1. Evolution does not begin with a revolt as you suggest. The old Mass evolved under divine guidance, according to the teachings of the Church itself. There were minor changes in rubrics, a slight alteration of some prayers over the centuries, but the Canon of the old Mass of the Roman Rite was fixed by the fifth century. Changes were minor and never radical. What has happened since the Council is radical change which has always been antithetical to Catholicism and from which the Church has always instinctively recoiled. Why should this be so? Because it is the duty of the Church above all else to protect its deposit of faith. That is why the Church herself exists--to protect the faith and administer the sacraments. That is what the Pope takes a solemn oath to defend under pain of excommunication: he must guard and protect the traditions which have been handed-down to him. That is his major function.

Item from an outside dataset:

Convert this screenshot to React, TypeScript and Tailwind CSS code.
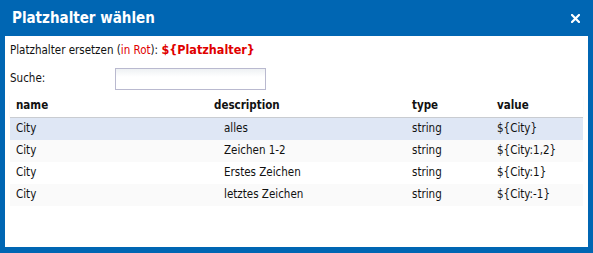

2. The rosary is not the question. That it has already been changed in minor ways is true. What alarms traditionalists is not the change itself but the clear intention by modernists to leave nothing of the old Church untouched and free from reformulation. The addition of a decade of aves is not in itself a big deal. But it goes along with radical changes in the Mass and reformulated sacraments, along with the new interpretations of essential Catholic doctrines--all of which directly threaten the deposit of faith. As novelties they need to be viewed with suspicion as extraneous and alien to the innately conservative spirit of the Catholicism. That they are not, but are dismissed as inconsequential by masses of Catholics who blindly follow this Pope in his headlong revolution, is troubling. Vatican I warned: "For the Holy Spirit was not promised to the Successors of Peter that they might disclose new doctrine, but that by His help they might guard the revelation transmitted through the apostles and the deposit of faith, and might faithfully set it forth." It is the papacy's primary function to be conservative of tradition, not to invent new beliefs or to participate in the suppression of the old ones.

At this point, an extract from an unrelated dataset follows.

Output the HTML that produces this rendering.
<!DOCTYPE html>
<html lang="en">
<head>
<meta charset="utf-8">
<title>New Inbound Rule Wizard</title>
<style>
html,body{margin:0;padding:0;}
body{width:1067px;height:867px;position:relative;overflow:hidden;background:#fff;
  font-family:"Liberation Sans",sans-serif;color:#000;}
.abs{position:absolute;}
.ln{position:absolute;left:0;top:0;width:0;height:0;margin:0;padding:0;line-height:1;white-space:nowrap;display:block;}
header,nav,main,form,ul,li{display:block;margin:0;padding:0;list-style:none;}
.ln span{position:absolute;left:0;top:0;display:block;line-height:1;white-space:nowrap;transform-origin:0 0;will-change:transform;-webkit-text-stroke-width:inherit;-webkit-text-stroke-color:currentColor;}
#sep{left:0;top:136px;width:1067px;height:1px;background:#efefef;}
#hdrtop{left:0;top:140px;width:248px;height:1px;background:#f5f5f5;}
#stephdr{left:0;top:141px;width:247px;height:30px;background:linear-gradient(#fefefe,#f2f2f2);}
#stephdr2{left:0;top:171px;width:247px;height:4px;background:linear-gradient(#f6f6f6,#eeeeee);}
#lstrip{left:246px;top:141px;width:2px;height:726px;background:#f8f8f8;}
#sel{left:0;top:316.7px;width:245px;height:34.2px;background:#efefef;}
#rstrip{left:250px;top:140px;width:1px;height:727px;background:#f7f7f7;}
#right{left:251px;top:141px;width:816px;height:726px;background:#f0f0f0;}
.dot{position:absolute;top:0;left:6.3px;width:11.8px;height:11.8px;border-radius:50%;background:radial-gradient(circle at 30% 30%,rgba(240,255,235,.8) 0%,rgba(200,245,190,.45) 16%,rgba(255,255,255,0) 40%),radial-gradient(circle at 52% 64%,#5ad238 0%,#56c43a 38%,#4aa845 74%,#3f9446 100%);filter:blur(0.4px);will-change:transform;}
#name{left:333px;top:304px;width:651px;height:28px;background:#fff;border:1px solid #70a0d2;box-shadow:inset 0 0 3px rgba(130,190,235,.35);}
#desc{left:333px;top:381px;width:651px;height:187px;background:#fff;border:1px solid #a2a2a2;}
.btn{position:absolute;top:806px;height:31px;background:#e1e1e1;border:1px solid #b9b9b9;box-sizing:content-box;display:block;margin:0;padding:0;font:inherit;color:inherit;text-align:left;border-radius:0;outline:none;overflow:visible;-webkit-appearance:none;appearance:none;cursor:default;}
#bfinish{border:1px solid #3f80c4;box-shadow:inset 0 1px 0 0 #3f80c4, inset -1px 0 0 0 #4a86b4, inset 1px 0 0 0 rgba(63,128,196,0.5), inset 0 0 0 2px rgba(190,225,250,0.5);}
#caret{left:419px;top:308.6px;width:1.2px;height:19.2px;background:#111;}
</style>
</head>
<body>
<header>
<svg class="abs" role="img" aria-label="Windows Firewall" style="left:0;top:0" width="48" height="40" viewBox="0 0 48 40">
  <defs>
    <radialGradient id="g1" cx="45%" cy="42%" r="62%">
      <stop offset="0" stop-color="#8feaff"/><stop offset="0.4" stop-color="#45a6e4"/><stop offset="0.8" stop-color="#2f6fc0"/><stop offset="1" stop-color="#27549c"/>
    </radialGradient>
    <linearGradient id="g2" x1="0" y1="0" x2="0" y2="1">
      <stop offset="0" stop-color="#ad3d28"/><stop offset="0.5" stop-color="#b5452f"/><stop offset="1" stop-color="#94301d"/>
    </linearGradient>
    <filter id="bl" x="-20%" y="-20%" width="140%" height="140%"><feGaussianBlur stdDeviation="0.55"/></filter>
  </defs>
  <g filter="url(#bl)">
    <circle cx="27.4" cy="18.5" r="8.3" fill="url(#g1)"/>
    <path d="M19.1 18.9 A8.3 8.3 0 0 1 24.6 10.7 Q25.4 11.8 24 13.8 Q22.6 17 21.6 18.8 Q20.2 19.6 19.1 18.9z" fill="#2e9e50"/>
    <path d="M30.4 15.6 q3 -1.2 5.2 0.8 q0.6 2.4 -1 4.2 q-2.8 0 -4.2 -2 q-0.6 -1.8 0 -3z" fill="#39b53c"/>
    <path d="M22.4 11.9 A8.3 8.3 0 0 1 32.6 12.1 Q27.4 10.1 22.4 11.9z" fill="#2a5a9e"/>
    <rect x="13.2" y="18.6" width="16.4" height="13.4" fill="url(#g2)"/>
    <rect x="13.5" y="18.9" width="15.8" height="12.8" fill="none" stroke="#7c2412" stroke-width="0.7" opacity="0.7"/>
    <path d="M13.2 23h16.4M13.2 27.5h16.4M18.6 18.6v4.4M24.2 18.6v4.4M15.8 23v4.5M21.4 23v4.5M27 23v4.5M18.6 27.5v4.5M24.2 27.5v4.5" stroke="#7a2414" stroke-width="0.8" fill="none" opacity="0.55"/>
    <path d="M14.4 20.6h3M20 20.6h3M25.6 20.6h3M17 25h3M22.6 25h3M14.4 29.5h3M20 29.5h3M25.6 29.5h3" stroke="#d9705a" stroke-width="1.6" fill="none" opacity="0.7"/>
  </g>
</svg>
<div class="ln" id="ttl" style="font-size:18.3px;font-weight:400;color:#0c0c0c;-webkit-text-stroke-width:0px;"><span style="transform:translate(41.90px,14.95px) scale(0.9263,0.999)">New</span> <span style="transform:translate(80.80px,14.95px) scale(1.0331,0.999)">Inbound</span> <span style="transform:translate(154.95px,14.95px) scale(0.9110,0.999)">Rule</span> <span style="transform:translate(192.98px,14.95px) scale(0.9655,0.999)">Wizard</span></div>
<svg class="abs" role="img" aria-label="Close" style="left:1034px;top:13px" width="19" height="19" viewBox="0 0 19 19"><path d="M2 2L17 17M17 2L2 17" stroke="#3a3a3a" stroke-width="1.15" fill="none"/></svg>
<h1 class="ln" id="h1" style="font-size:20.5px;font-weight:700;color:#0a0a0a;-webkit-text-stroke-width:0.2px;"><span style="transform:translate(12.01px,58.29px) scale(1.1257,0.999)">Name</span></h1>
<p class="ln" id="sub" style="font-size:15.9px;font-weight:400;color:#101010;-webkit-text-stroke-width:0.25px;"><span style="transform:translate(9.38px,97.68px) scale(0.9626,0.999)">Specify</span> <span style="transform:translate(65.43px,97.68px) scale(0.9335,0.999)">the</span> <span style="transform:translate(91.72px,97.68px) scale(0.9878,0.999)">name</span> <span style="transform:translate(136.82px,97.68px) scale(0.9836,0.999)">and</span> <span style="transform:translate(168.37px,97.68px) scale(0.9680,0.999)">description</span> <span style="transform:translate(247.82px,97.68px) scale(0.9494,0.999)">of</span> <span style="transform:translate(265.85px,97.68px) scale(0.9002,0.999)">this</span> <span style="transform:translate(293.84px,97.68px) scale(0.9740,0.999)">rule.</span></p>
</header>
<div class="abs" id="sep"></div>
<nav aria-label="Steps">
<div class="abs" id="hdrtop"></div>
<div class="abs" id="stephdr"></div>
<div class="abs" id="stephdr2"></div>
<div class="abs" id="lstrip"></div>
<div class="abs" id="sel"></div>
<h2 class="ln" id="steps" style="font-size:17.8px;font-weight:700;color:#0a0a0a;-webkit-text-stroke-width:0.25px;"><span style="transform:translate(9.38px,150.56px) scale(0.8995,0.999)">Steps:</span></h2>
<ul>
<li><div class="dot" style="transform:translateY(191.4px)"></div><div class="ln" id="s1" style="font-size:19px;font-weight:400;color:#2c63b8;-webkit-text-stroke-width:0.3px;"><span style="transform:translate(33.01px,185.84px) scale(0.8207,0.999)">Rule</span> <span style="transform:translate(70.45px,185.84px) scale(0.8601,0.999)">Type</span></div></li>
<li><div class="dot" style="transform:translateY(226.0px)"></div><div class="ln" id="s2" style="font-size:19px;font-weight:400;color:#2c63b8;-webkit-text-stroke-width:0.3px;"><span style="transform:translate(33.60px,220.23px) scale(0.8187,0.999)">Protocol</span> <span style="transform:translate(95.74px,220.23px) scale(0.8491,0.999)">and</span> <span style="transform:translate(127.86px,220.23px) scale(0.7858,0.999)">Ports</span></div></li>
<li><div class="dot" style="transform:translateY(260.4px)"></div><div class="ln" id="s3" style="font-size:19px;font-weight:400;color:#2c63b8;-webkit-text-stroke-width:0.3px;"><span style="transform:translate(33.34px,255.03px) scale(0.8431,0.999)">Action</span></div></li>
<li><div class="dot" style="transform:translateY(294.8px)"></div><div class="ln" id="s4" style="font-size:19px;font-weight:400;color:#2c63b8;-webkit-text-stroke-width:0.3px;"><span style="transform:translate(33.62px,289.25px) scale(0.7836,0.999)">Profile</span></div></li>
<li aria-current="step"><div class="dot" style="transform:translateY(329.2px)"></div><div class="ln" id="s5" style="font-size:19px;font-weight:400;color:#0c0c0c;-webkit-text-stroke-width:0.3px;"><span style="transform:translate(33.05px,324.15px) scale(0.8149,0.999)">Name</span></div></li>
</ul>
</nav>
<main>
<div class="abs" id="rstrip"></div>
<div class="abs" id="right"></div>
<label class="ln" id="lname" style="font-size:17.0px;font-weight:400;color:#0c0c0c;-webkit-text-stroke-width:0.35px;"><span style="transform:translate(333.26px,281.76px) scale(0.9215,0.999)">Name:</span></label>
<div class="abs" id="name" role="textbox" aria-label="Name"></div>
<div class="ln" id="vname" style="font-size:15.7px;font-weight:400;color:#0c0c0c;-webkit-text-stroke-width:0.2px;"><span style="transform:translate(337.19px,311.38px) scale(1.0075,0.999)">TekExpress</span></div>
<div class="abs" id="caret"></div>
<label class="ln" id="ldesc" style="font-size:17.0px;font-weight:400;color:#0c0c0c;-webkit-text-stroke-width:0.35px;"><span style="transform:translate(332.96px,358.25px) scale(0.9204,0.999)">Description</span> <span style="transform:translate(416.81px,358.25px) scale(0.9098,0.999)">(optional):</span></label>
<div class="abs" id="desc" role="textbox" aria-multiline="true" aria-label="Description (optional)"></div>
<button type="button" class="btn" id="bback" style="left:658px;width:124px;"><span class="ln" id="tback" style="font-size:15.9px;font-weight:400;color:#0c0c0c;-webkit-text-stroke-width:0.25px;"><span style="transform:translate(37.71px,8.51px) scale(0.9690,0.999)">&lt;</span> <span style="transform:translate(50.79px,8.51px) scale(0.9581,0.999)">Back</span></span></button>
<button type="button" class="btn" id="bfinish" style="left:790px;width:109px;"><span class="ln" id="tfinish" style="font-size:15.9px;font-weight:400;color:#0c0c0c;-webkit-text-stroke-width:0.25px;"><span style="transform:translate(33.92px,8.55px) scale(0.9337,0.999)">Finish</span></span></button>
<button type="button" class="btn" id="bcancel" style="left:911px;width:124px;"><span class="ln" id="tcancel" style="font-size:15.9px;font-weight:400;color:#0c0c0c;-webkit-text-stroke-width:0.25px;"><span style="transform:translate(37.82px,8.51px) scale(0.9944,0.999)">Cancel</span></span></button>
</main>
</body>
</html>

3. It is nonsense we can't do anything about the corruption. The first requirement for reform is to recognize the problem, to be honest about it, which people on this site who defend the Pope have a hard time doing. It must be said frankly: he has known for decades the seminaries were corrupt and has ignored their corruption. Yet they were not always so. Just fifty years ago the seminaries and novitiates were bursting with chaste and orthodox and straight young men. Within ten years of the Council the theology of formation changed accompanied by a liberalized moral theology that encouraged sexual acting-out, even by seminarians. This was when the gay culture made its inroads in diocese after diocese. It is well-known there simultaneously sprang up a homosexual network of bishops who promoted their own and groomed as their successors the priests they had affairs with. The result has been an entrenched gay culture which has led to scandal after scandal, blighting the lives of many children. All of this is recent, i.e., since the close of the Council. But this Pope--who is Supreme Pontiff--has done nothing about it.